The registration of descriptive trademarks is prohibited under Section 9(1)(b) of the Trade Marks Act, 1999 (hereinafter the Act). However an exception is provided under the Act itself, on the provisions of Section 32 of the Act, which provides that “where a trade mark is registered in breach of sub-section (1) of section 9, it shall not be declared invalid if, in consequence of the use which has been made of it, it has after registration and before commencement of any legal proceedings challenging the validity of such registration acquired a distinctive character in relation to the goods or services for which it is registered.
Thus, in order to register a descriptive mark the proprietor of such mark must convince the Examiner that the proposed mark has acquired a secondary significance, and is liable to be protected under Section 32 of the Act.
The issue that remains to be determined is how to prove that any mark has acquired secondary significance.
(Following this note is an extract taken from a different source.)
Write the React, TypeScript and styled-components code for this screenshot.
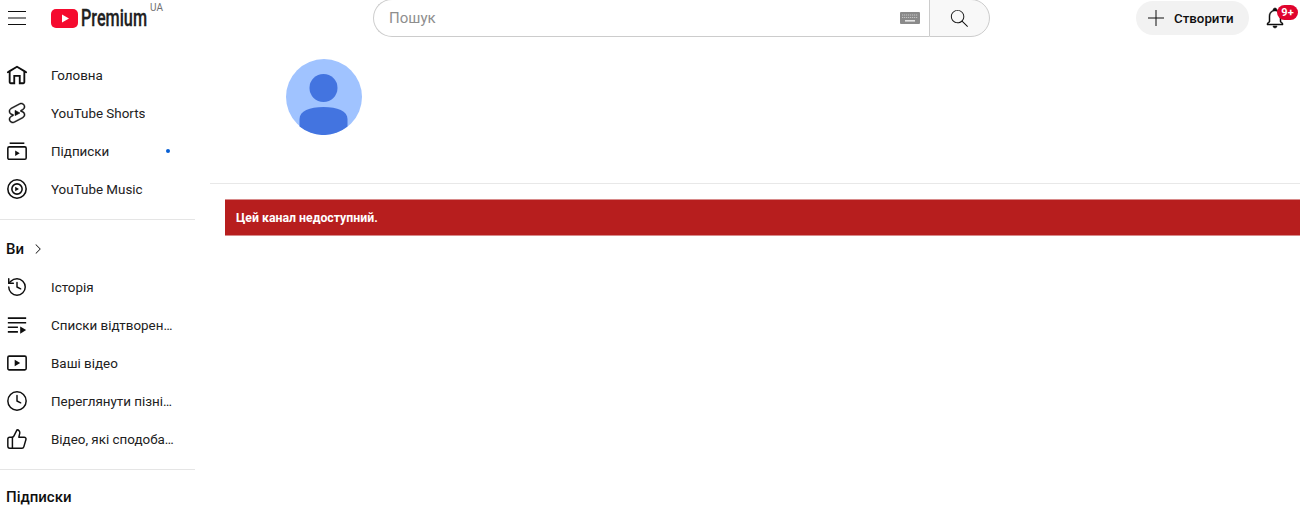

Usually the proprietor submits invoices, advertisements and other relevant promotion evidence to prove the use of any mark. The position in this regard has been recently clarified by the Bombay High Court in an order passed in the matter of, Pidilite Industries Limited and Ors. vs. Vilas Nemichand Jain and Ors.
The facts of the case are as follows: Hardcastle & Waud had applied for registration of a label mark containing the word LEAKGUARD along with the expression HOLDTITE for use in relation to industrial chemicals and claimed use since 1999. Later on Hardcastle & Waud assigned its rights in favour of Pidilite Industries (hereinafter the Plaintiff).
Subsequently the Defendant applied for registration of the trademark LEAKGUARD under on February 16, 2008 with a user claim April 1, 2005. Feeling aggrieved by this move of the Defendant, the Plaintiff filed a suit before the Bombay High Court of passing off against the defendant for illegally adopting its mark.
The question before the court was to determine whether the establishment of the fact that the plaintiff is a prior user and that the mark had obtained reputation and goodwill, would ipso facto entitle the plaintiff to an injunction against passing off.
The Bombay High Court answered this in negative and emphasised that the mere evidence of extent of use including invoices, financial figures of sales and so on might perhaps show use or even increased use; however something more is necessary to show that the use is such that the mark has become distinctive. It is a well established principle of law that use is not equal to distinctiveness and when it comes to a descriptive mark even extensive use is insufficient and what is required is that the proprietor of such mark must show that the secondary meaning acquired must have displaced entirely the primary descriptive meaning of the mark. To succeed in such an action what a plaintiff must show is that the goods bearing the mark have come to be identified with his goods exclusively, and in the case of a descriptive mark, evidence is necessary of members of the public as well, not just people who are specially placed to attest to its uniqueness.
Further, the court held that for a registration of mark in relation to a descriptive word or an expression, it is necessary to show that the mark has been used extensively; publicity wide and in consequence has achieved some sort of secondary distinctive meaning.
So in order to establish a passing off in relation to descriptive mark, the proprietors of trademarks must prove that the descriptive mark has acquired secondary meaning and merely showing prior use will not be sufficient to succeed in an action for passing off.